▸ **Source data**:

-- -- --

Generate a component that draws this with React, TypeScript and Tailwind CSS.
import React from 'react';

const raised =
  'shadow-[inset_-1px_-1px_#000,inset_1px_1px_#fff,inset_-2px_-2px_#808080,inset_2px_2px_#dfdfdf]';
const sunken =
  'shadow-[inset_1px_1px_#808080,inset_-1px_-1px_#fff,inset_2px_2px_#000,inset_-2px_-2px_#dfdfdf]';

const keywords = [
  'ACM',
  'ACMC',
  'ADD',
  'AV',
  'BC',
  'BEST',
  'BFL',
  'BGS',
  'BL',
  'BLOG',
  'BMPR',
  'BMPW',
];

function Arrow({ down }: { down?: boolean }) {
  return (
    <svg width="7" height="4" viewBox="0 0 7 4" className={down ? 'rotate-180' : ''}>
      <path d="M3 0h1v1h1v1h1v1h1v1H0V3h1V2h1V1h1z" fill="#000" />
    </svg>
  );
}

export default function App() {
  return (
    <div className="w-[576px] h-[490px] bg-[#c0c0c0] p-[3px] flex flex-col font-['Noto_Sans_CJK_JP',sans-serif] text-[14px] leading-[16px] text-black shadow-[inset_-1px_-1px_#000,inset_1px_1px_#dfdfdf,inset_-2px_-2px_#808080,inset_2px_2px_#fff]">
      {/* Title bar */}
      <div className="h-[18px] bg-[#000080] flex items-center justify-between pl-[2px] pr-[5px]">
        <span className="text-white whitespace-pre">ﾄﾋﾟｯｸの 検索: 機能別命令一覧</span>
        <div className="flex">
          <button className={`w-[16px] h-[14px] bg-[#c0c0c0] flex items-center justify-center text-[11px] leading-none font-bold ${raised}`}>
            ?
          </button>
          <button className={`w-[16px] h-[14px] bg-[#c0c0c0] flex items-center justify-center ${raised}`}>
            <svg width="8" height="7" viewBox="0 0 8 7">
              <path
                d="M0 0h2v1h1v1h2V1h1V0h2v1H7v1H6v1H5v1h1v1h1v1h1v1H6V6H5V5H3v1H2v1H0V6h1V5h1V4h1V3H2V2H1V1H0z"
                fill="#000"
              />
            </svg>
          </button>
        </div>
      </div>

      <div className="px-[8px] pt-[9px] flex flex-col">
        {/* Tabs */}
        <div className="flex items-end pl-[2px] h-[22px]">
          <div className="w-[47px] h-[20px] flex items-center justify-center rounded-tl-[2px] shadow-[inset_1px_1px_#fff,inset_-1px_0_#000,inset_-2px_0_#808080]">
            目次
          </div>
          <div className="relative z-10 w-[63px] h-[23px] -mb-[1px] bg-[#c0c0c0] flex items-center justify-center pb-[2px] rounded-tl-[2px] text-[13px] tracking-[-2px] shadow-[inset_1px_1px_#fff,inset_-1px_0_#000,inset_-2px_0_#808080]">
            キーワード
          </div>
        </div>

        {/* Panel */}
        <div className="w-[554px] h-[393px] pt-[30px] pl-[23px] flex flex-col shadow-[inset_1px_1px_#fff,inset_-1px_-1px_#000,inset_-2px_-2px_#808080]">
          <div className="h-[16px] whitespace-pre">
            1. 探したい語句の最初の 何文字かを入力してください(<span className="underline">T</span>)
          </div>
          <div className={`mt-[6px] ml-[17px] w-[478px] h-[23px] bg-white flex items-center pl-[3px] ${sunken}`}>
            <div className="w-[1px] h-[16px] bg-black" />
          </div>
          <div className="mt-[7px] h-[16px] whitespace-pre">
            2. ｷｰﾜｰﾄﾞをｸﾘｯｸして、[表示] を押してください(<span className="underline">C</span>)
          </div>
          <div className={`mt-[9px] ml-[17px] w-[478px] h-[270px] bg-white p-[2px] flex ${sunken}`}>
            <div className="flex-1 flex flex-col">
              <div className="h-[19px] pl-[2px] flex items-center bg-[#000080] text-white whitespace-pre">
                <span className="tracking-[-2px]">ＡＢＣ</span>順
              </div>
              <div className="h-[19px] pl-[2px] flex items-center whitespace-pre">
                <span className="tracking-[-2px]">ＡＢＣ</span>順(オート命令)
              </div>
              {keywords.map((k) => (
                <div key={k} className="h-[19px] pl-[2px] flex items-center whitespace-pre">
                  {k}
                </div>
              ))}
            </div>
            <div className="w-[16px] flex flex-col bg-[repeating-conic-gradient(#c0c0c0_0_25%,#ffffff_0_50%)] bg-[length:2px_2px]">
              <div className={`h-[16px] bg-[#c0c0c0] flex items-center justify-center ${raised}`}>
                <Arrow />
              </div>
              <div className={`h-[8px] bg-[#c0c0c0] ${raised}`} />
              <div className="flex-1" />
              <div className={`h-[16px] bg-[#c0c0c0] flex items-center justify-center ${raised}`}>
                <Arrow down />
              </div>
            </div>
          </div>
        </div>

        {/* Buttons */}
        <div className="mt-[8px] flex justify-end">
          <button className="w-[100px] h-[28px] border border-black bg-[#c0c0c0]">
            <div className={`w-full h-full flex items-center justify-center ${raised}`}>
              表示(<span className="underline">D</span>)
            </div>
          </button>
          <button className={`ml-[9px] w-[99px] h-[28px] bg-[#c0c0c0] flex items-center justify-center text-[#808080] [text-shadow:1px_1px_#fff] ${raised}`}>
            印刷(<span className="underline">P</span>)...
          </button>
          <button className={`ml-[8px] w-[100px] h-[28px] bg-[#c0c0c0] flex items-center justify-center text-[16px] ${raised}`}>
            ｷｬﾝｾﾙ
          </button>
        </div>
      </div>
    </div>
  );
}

-- -- --

▸ **Work to complete**:
Starting at the first line of the listing, retype every line up to and including the one with "import React from 'react';".

▸ **Written response**:
Generate a component that draws this with React, TypeScript and Tailwind CSS.
import React from 'react';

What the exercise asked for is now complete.